30. The old forms of action cannot provide the answer today. But, in my view, Walstab v Spottiswoode and the earlier cases support the view expressed by Corbin and Treitel that full damages and complete restitution will not be given for the same breach of contract. There are several reasons. First, restitution of the contractual consideration removes, at least notionally, the basis on which the plaintiff is entitled to call on the defendant to perform his or her contractual obligations. More particularly, the continued retention by the defendant is regarded, in the language of Lord Mansfield, as "against conscience" or, in the modern terminology, as an unjust enrichment of the defendant because the condition upon which it was paid, namely, performance by the defendant may not have occurred. But, equally, that performance, for deficiencies in which damages a re sought, was conditional on payment by the plaintiff. Recovery of the money paid destroys performance of that condition. Secondly, the plaintiff will almost always be protected by an award of damages for breach of contract, which in appropriate cases will include an amount for substitute performance or an amount representing the plaintiff's reliance loss. Nothing said here is inconsistent with McRae v Commonwealth Disposals Commission.
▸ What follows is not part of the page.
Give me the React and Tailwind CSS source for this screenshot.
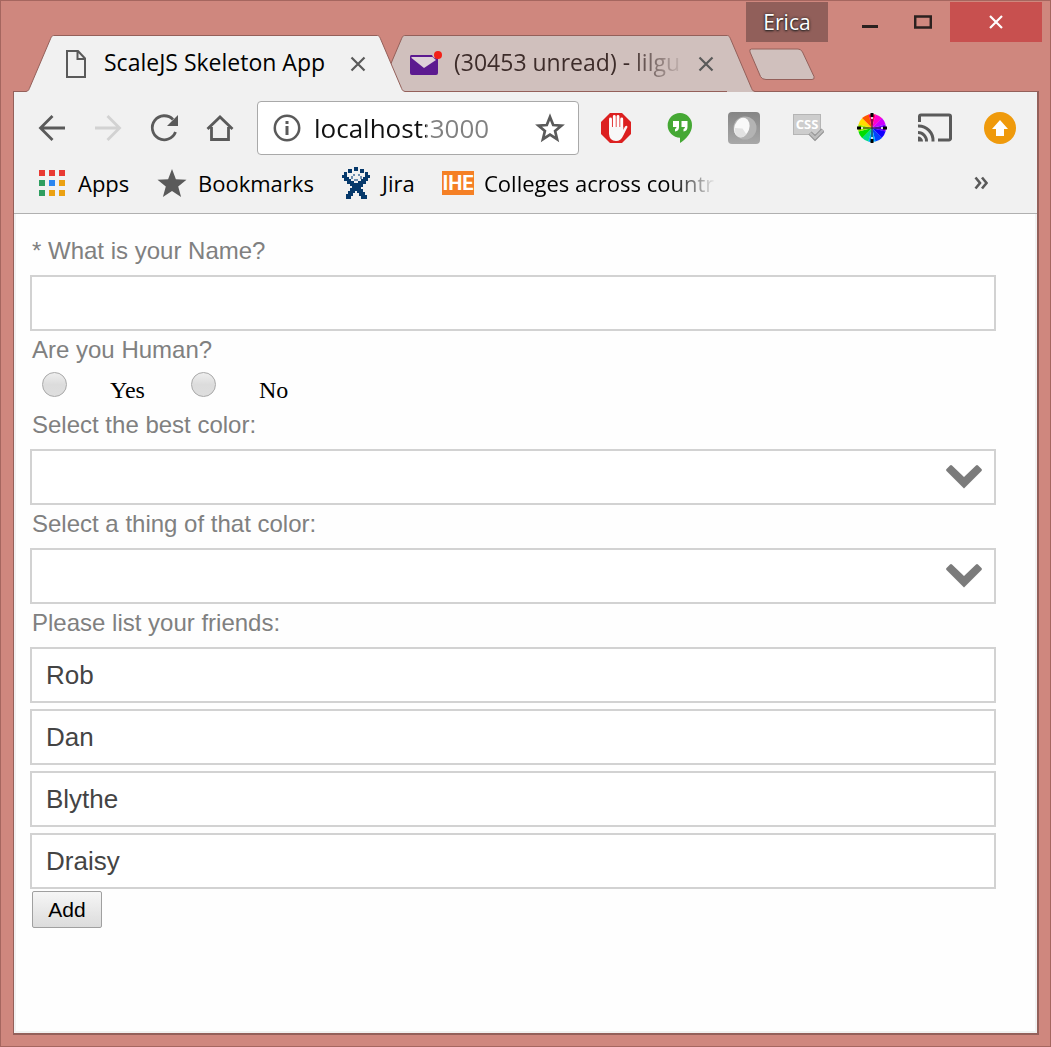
import React from "react";

const UI = "font-['Open_Sans','Noto_Sans',sans-serif]";
const ARIAL = "font-['Liberation_Sans',Arial,sans-serif]";

function TabEdge({ side, fill, stroke }) {
  const left = side === "left";
  return (
    <svg width="28" height="57" viewBox="0 0 28 57" className="block shrink-0">
      <g transform={left ? undefined : "translate(28 0) scale(-1 1)"}>
        <path d="M0 57V56.5C3 56 3 54 4 52L24 5C25.500 1.500 26 .5 28 .5V57Z" fill={fill} />
        <path d="M0 56.5C3 56 3 54 4 52L24 5C25.500 1.500 26 .5 28 .5" fill="none" stroke={stroke} />
      </g>
    </svg>
  );
}

function CloseX() {
  return (
    <svg width="16" height="16" viewBox="0 0 16 16" stroke="#5a5a5a" strokeWidth="2.200">
      <path d="M1.500 1.500l13 13M14.500 1.500l-13 13" />
    </svg>
  );
}

function WindowControls() {
  return (
    <div className="flex h-[41px] justify-end pt-px pr-2">
      <button className={`${UI} mr-[15px] w-[82px] bg-[#915f5a] text-[21px] leading-[40px] text-white [text-shadow:0_0_3px_#222,0_1px_2px_#222]`}>
        Erica
      </button>
      <button aria-label="Minimize" className="flex w-[53px] items-center justify-center">
        <svg width="18" height="16" viewBox="0 0 18 16"><path d="M1 11h16v3H1z" fill="#2b211f" /></svg>
      </button>
      <button aria-label="Maximize" className="flex w-[54px] items-center justify-center">
        <svg width="18" height="14" viewBox="0 0 18 14"><path d="M1.200 1.500h15.600v11H1.200z" fill="none" stroke="#2b211f" strokeWidth="2.500" /></svg>
      </button>
      <button aria-label="Close" className="flex w-[92px] items-center justify-center bg-[#c8504f]">
        <svg width="14" height="14" viewBox="0 0 14 14" stroke="#fff" strokeWidth="2.200"><path d="M1 1l12 12M13 1L1 13" /></svg>
      </button>
    </div>
  );
}

function Tabs() {
  return (
    <div className="relative z-10 -mt-[7px] -mb-px flex h-[57px] pl-[25px]">
      <div className="relative z-10 flex">
        <TabEdge side="left" fill="#f1f1f1" stroke="#94605a" />
        <div className="flex w-[323px] items-center border-t border-[#94605a] bg-[#f1f1f1] pl-[11px]">
          <svg width="22" height="28" viewBox="0 0 22 28" fill="none" stroke="#5a5a5a" strokeWidth="2">
            <path d="M2 1h11l7 7.500V27H2zM12.500 1v8H20" />
          </svg>
          <span className={`${UI} ml-[17px] flex-1 pb-[3px] text-[23px] whitespace-nowrap text-black`}>ScaleJS Skeleton App</span>
          <button aria-label="Close tab" className="mr-[11px]"><CloseX /></button>
        </div>
        <TabEdge side="right" fill="#f1f1f1" stroke="#94605a" />
      </div>
      <div className="-ml-[28px] flex">
        <TabEdge side="left" fill="#d0c0bd" stroke="#94605a" />
        <div className="flex w-[322px] items-center border-y border-[#94605a] bg-[#d0c0bd] pl-[3px]">
          <svg width="34" height="28" viewBox="0 0 34 28">
            <path d="M3 5h21a5 5 0 0 0 6 3v15a2 2 0 0 1-2 2H4a2 2 0 0 1-2-2V7a2 2 0 0 1 1-2z" fill="#5c1a90" />
            <path d="M3.500 7h21L28 10l-12 8L3.500 8z" fill="#ded0d8" />
            <circle cx="30" cy="5" r="4" fill="#f32018" />
          </svg>
          <span className={`${UI} ml-[12px] w-[232px] overflow-hidden pb-[3px] text-[23px] whitespace-nowrap text-[#3d2c2a] [mask-image:linear-gradient(to_right,#000_75%,transparent)]`}>
            (30453 unread) - lilgu
          </span>
          <button aria-label="Close tab" className="ml-[12px]"><CloseX /></button>
        </div>
        <TabEdge side="right" fill="#d0c0bd" stroke="#94605a" />
      </div>
      <button aria-label="New tab" className="-ml-[7px] self-start pt-[13px]">
        <svg width="68" height="34" viewBox="0 0 68 34">
          <path d="M3.500 1H50q3 0 4.500 3L66 28.500q1 3-2 3H18q-4 0-5.500-3L2 4Q1 1 3.500 1z" fill="#d0c0bd" stroke="#94605a" />
        </svg>
      </button>
    </div>
  );
}

function NavButton({ label, children, color = "#5a5a5a" }) {
  return (
    <button aria-label={label} className="flex h-8 w-8 shrink-0 items-center justify-center">
      <svg width="32" height="32" viewBox="0 0 32 32" fill="none" stroke={color} strokeWidth="2.800">
        {children}
      </svg>
    </button>
  );
}

function ExtButton({ label, children }) {
  return (
    <button aria-label={label} className="h-8 w-8 shrink-0">
      <svg width="32" height="32" viewBox="0 0 32 32">{children}</svg>
    </button>
  );
}

const WHEEL = ["#f06", "#f0c", "#c0f", "#70f", "#10f", "#04f", "#0af", "#0d8", "#0d0", "#9e0", "#fd0", "#f50"];

function wedge(i) {
  const a = ((i * 30 - 105) * Math.PI) / 180;
  const b = ((i * 30 - 74) * Math.PI) / 180;
  return `M16 16L${16 + 14 * Math.cos(a)} ${16 + 14 * Math.sin(a)}A14 14 0 0 1 ${16 + 14 * Math.cos(b)} ${16 + 14 * Math.sin(b)}Z`;
}

function Toolbar() {
  return (
    <div className="flex h-[72px] items-center pr-[21px] pl-[22px]">
      <div className="flex gap-6">
        <NavButton label="Back"><path d="M29 16H4.500M16.500 4L4.500 16l12 12" /></NavButton>
        <NavButton label="Forward" color="#d2d2d2"><path d="M3 16h24.500M15.500 4l12 12-12 12" /></NavButton>
        <NavButton label="Reload">
          <path d="M25 7.500A12 12 0 1 0 27.500 20" />
          <path d="M30 3v11H19z" fill="#5a5a5a" stroke="none" />
        </NavButton>
        <NavButton label="Home"><path d="M3.500 17L16 5l12.500 12M7.500 15v12.500h17V15" /></NavButton>
      </div>
      <div className="mx-[21px] flex h-[54px] flex-1 items-center rounded-[4px] border border-[#a9a9a9] bg-white pr-[12px] pl-[15px]">
        <svg width="28" height="28" viewBox="0 0 28 28" fill="none" stroke="#5a5a5a" strokeWidth="2.500" className="shrink-0">
          <circle cx="14" cy="14" r="12.200" />
          <path d="M14 12v9M14 7v3" strokeWidth="3" />
        </svg>
        <input
          aria-label="Address"
          defaultValue="localhost:3000"
          className={`${UI} ml-[13px] w-0 min-w-0 flex-1 bg-[linear-gradient(to_right,#111_112px,#808080_112px)] bg-clip-text text-[26px] text-transparent outline-none`}
        />
        <button aria-label="Bookmark this page">
          <svg width="32" height="32" viewBox="0 0 32 32" fill="none" stroke="#5a5a5a" strokeWidth="2.700">
            <path d="M16 5l3.200 8 8.300.6-6.400 5.400 2 8.200L16 22.700l-7.100 4.500 2-8.200-6.400-5.400 8.300-.6z" />
          </svg>
        </button>
      </div>
      <div className="flex gap-8">
        <ExtButton label="Ad blocker">
          <path d="M10 1h12l9 9v12l-9 9H10l-9-9V10z" fill="#dc2020" />
          <path d="M10.500 7v11M14.300 4.500V17M18 4.500V17M21.700 7v12" stroke="#fff" strokeWidth="2.900" strokeLinecap="round" />
          <path d="M9 15h14.200v3l1.800-3.500q2-1.500 2.500.5l-4.500 9q-2 5-7 5-6.500 0-7-7z" fill="#f8f8f8" />
        </ExtButton>
        <ExtButton label="Hangouts">
          <path d="M16 1a12 12 0 0 1 12 12.500C28 21 22 27 16 31v-5.300A12.300 12.300 0 0 1 16 1z" fill="#45a834" />
          <path d="M9 9h6v6q0 4-4 4.500V17q1.500-.5 1.500-2H9zM17.500 9h6v6q0 4-4 4.500V17q1.500-.5 1.500-2h-3.500z" fill="#fff" />
        </ExtButton>
        <ExtButton label="Extension">
          <defs>
            <linearGradient id="tile" x1="0" y1="0" x2="0" y2="1"><stop stopColor="#858585" /><stop offset="1" stopColor="#a8a8a8" /></linearGradient>
          </defs>
          <rect width="32" height="32" rx="4" fill="url(#tile)" />
          <circle cx="17" cy="16" r="11.500" fill="#b3b3b3" />
          <ellipse cx="14" cy="15.500" rx="7.500" ry="10" transform="rotate(20 14 15)" fill="#f9f9f9" />
          <path d="M6.500 16l8 .5 4 6q-3 3.500-6.500 3-5-1-5.500-9.500z" fill="#e2e2e2" />
        </ExtButton>
        <ExtButton label="CSS validator">
          <rect x="1.500" y="2.500" width="27" height="20" fill="#cdcdcd" stroke="#b5b5b5" />
          <text x="15" y="17" textAnchor="middle" fontFamily="Open Sans, sans-serif" fontWeight="700" fontSize="13" fill="#fff">CSS</text>
          <path d="M18 21l5 5 8-8" fill="none" stroke="#8f8f8f" strokeWidth="4.500" />
          <path d="M18 21l5 5 8-8" fill="none" stroke="#bdbdbd" strokeWidth="2.500" />
        </ExtButton>
        <ExtButton label="Color picker">
          {WHEEL.map((c, i) => (
            <path key={c} d={wedge(i)} fill={c} />
          ))}
          <path d="M16 2v28M2 16h28" stroke="#222" strokeWidth="1" />
          <path d="M14.500 1h3v4h-3zM14.500 27h3v4h-3zM1 14.500h4v3H1zM27 14.500h4v3h-4z" fill="#000" />
          <path d="M15 5h2v2h-2zM15 25h2v2h-2zM5 15h2v2H5zM25 15h2v2h-2z" fill="#fff" opacity=".8" />
        </ExtButton>
        <button aria-label="Cast" className="h-8 w-8">
          <svg width="36" height="32" viewBox="0 0 36 32" fill="none" stroke="#5a5a5a" strokeWidth="3" className="-ml-[3px]">
            <path d="M2.500 10V4.500a1.500 1.500 0 0 1 1.500-1.500h28a1.500 1.500 0 0 1 1.500 1.500v22a1.500 1.500 0 0 1-1.500 1.500H21" />
            <path d="M1 20.500a8.500 8.500 0 0 1 8.500 9M1 14a14.500 14.500 0 0 1 15 15.500" />
            <path d="M1 24.500a5 5 0 0 1 5 5H1z" fill="#5a5a5a" stroke="none" />
          </svg>
        </button>
        <ExtButton label="Update available">
          <circle cx="16" cy="16" r="16" fill="#ef9a0c" />
          <path d="M16 8l8 9h-4v7h-8v-7H8z" fill="#fff" />
        </ExtButton>
      </div>
    </div>
  );
}

const APP_DOTS = ["#e93a33", "#e93a33", "#e93a33", "#2f9e60", "#2b86f0", "#eba112", "#2f9e60", "#eba112", "#eba112"];

function BookmarksBar() {
  return (
    <nav className={`${UI} flex h-[50px] items-start border-b border-[#b0b0b0] pl-[22px] text-[22px] leading-[38px] text-black`}>
      <a href="#apps" className="flex items-center">
        <svg width="32" height="32" viewBox="0 0 32 32">
          {APP_DOTS.map((c, i) => (
            <rect key={i} x={3 + (i % 3) * 10} y={3 + Math.floor(i / 3) * 10} width="6" height="6" fill={c} />
          ))}
        </svg>
        <span className="ml-[10px] w-[54px] whitespace-nowrap">Apps</span>
      </a>
      <a href="#bookmarks" className="ml-6 flex items-center">
        <svg width="32" height="38" viewBox="0 0 32 38">
          <path d="M16 5l3.900 10.300 10.600.4-8.300 6.800 2.900 10.500L16 27l-9.100 6 2.900-10.500L1.500 15.700l10.600-.4z" fill="#5a5a5a" />
        </svg>
        <span className="ml-[10px] w-[118px] whitespace-nowrap">Bookmarks</span>
      </a>
      <a href="#jira" className="ml-6 flex items-center">
        <svg width="32" height="34" viewBox="0 0 32 34" fill="#06396b" shapeRendering="crispEdges">
          <path d="M14 1h4v4h-4zM8 3h4v4H8zM20 3h4v4h-4zM4 6h3v3H4zM25 6h3v3h-3z" />
          <path d="M2 9h5v2h2v2h2v2h3v2h4v-2h3v-2h2v-2h2V9h5v3h-2v3h-2v3h-3v3h-2v2h2v3h2v3h2v4h-6v-3h-2v-3h-2v-2h-2v2h-2v3h-2v3H6v-5h2v-3h2v-3h2v-2h-2v-2H7v-3H4v-3H2z" />
          <path d="M13 8h2v2h-2zM18 8h2v2h-2zM11 10h2v3h-2zM20 10h2v3h-2zM14 13h4v2h-4z" fill="#6f8fb0" />
        </svg>
        <span className="ml-[10px] w-[36px] whitespace-nowrap">Jira</span>
      </a>
      <a href="#colleges" className="ml-6 flex items-center">
        <span className="flex h-6 w-8 items-center justify-center bg-[#f58025] font-['Roboto',sans-serif] text-[20px] leading-[24px] font-bold text-white">IHE</span>
        <span className="ml-[10px] w-[234px] whitespace-nowrap [mask-image:linear-gradient(to_right,#000_80%,transparent_99%)]">
          Colleges across countr
        </span>
      </a>
      <button aria-label="More bookmarks" className="mr-[49px] ml-auto flex h-[38px] items-center">
        <svg width="14" height="14" viewBox="0 0 14 14" fill="none" stroke="#5a5a5a" strokeWidth="2.600">
          <path d="M1.500 1.500L6 7l-4.500 5.500M8 1.500L12.500 7 8 12.500" />
        </svg>
      </button>
    </nav>
  );
}

const BOX = "block h-[56px] w-full border-2 border-[#d2d2d2] bg-white px-[14px] text-[26px] text-[#444] outline-none rounded-none";
const LABEL = "block h-[43px] pl-[2px] text-[24px] leading-[38px] text-[#808080]";
const RADIO =
  "h-[25px] w-[25px] appearance-none rounded-full border border-[#a8a8a8] bg-[linear-gradient(#eee,#dcdcdc_50%,#dedede)]";

function SelectField({ id, label }) {
  return (
    <div>
      <label htmlFor={id} className={LABEL}>{label}</label>
      <div className="relative">
        <select id={id} className={`${BOX} appearance-none`} defaultValue="">
          <option value=""></option>
        </select>
        <svg width="36" height="24" viewBox="0 0 36 24" className="pointer-events-none absolute top-4 right-[14px]">
          <path d="M6 .5L18 12 30 .5q1-.8 2 0l3.500 3.500q.8 1 0 2L18 23.500.5 6q-.8-1 0-2L4 .5q1-.8 2 0z" fill="#7b7b7b" />
        </svg>
      </div>
    </div>
  );
}

const FRIENDS = ["Rob", "Dan", "Blythe", "Draisy"];

function Form() {
  return (
    <form className={`${ARIAL} flex-1 bg-[#fefefe] pt-[18px] pr-[39px] pb-10 pl-[14px]`} onSubmit={(e) => e.preventDefault()}>
      <label htmlFor="name" className={LABEL}>* What is your Name?</label>
      <input id="name" className={BOX} />
      <fieldset className="h-[75px]">
        <legend className="block pl-[2px] text-[24px] leading-[38px] text-[#808080]">Are you Human?</legend>
        <div className="flex pt-[3px] pl-3 font-['Liberation_Serif','Times_New_Roman',serif] text-[24px] leading-[36px] text-black">
          <input id="yes" type="radio" name="human" className={RADIO} />
          <label htmlFor="yes" className="ml-[43px] w-[81px]">Yes</label>
          <input id="no" type="radio" name="human" className={RADIO} />
          <label htmlFor="no" className="ml-[43px]">No</label>
        </div>
      </fieldset>
      <SelectField id="color" label="Select the best color:" />
      <SelectField id="thing" label="Select a thing of that color:" />
      <fieldset>
        <legend className={LABEL}>Please list your friends:</legend>
        <div className="flex flex-col gap-[6px]">
          {FRIENDS.map((name) => (
            <input key={name} aria-label={`Friend ${name}`} defaultValue={name} className={BOX} />
          ))}
        </div>
      </fieldset>
      <button className="mt-[2px] ml-[2px] h-[37px] w-[70px] rounded-[2px] border border-[#a0a0a0] bg-[linear-gradient(#f6f6f6,#dcdcdc)] text-[21px] text-black">
        Add
      </button>
    </form>
  );
}

export default function App() {
  return (
    <div className="flex min-h-screen flex-col border border-[#a5665f] bg-[#cf877e]">
      <WindowControls />
      <Tabs />
      <div className="mr-[11px] mb-[11px] ml-[12px] flex flex-1 flex-col border border-r-2 border-b-2 border-[#94605a] bg-[#f1f1f1]">
        <Toolbar />
        <BookmarksBar />
        <div className="mx-[2px] mb-[2px] flex flex-1 flex-col">
          <Form />
        </div>
      </div>
    </div>
  );
}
31. I would therefore conclude that, even if the respondent had an entitlement to recover the cruise fare, Carruthers J. and the majority of the Court of Appeal erred in allowing restitution of the balance of the fare along with damages for breach of contract. The consequences of this conclusion will be considered below in light of the conclusion to be reached with regard to the award of damages for disappointment and distress.

==Assessment==
- K Barker, 'Restitution of Passenger Fare' [1994] LMCLQ 291, argues there is no logical inconsistency between recovering restitutionary damages and compensatory damages, provided there is no double recovery. Also, he argues the court should have addressed the point that although there was no total failure of consideration, restitution should be allowed for partial failure of consideration.